Examples of Great Openings:

1. Jane Fonda

“There have been many revolutions over the last century, but perhaps none as significant as the longevity revolution. We are living on average today 34 years longer than our great-grandparents did. Think about that: that’s an entire second adult lifetime that’s been added to our lifespan.” —

Jane Fonda, TED Talk

Listen to Jane Fonda’s entire TED talk here:

2. Simon Sinek

“How do you explain why some people are able to achieve things that seem impossible?” –

Simon Sinek, TED Talk

Listen to Simon Sinek’s powerful speech here.

3. Jamie Oliver

“Sadly, in the next 18 minutes when I do our chat, four Americans that are alive will be dead from the food that they eat.” –

Jamie Oliver, TED Talk

Watch this TED talk by Jamie Oliver, a British chef, giving a powerful opening that leads to an amazing speech here.

4. Ric Elias

“Imagine a big explosion as you climb through 3,000 ft. Imagine a plane full of smoke. Imagine an engine going clack, clack, clack, clack, clack, clack, clack. It sounds scary. Well I had a unique seat that day. I was sitting in 1D.” –

Ric Elias, TED Talk

Watch Ric Elias’s speech here, where he starts the speech with an anecdote:

The way you start your speech will determine (to a large extent) how the rest of your speech will go.
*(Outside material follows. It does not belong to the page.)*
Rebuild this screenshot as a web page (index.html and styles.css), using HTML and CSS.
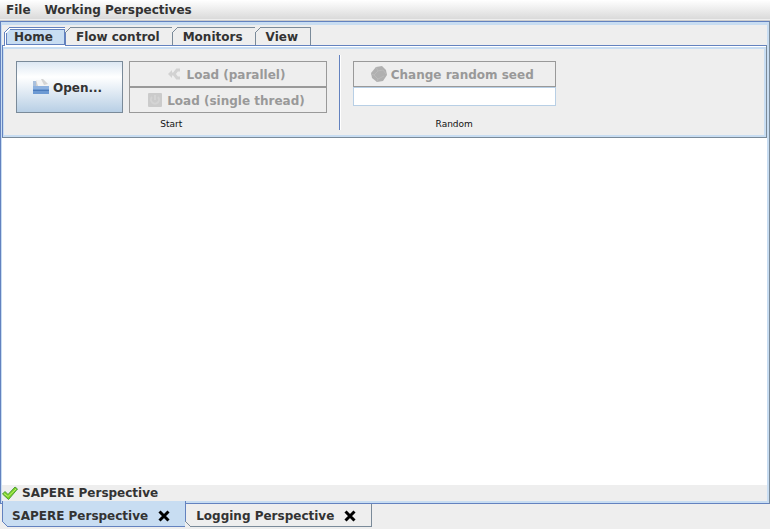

Take your time to craft an opening that suits your speech and more importantly, suits your style!

You could also read our extensive article on 15 Powerful Speech Opening Lines (And How to Create Your Own) to learn many other powerful openings that will make your speech interesting.

As a last note, if you are interested in reading more on “Hot to start a speech” and many more such lessons, you can check out Scott Berkun’s book, Confessions of a Public Speaker here.


In order to make an impact on the audience, the way you decide to start your speech is of utmost importance as that is the time when the audience decides whether or not they will listen to you. Hence, an impactful, interesting, and unique way of starting your speech can help you hold the attention of your audience.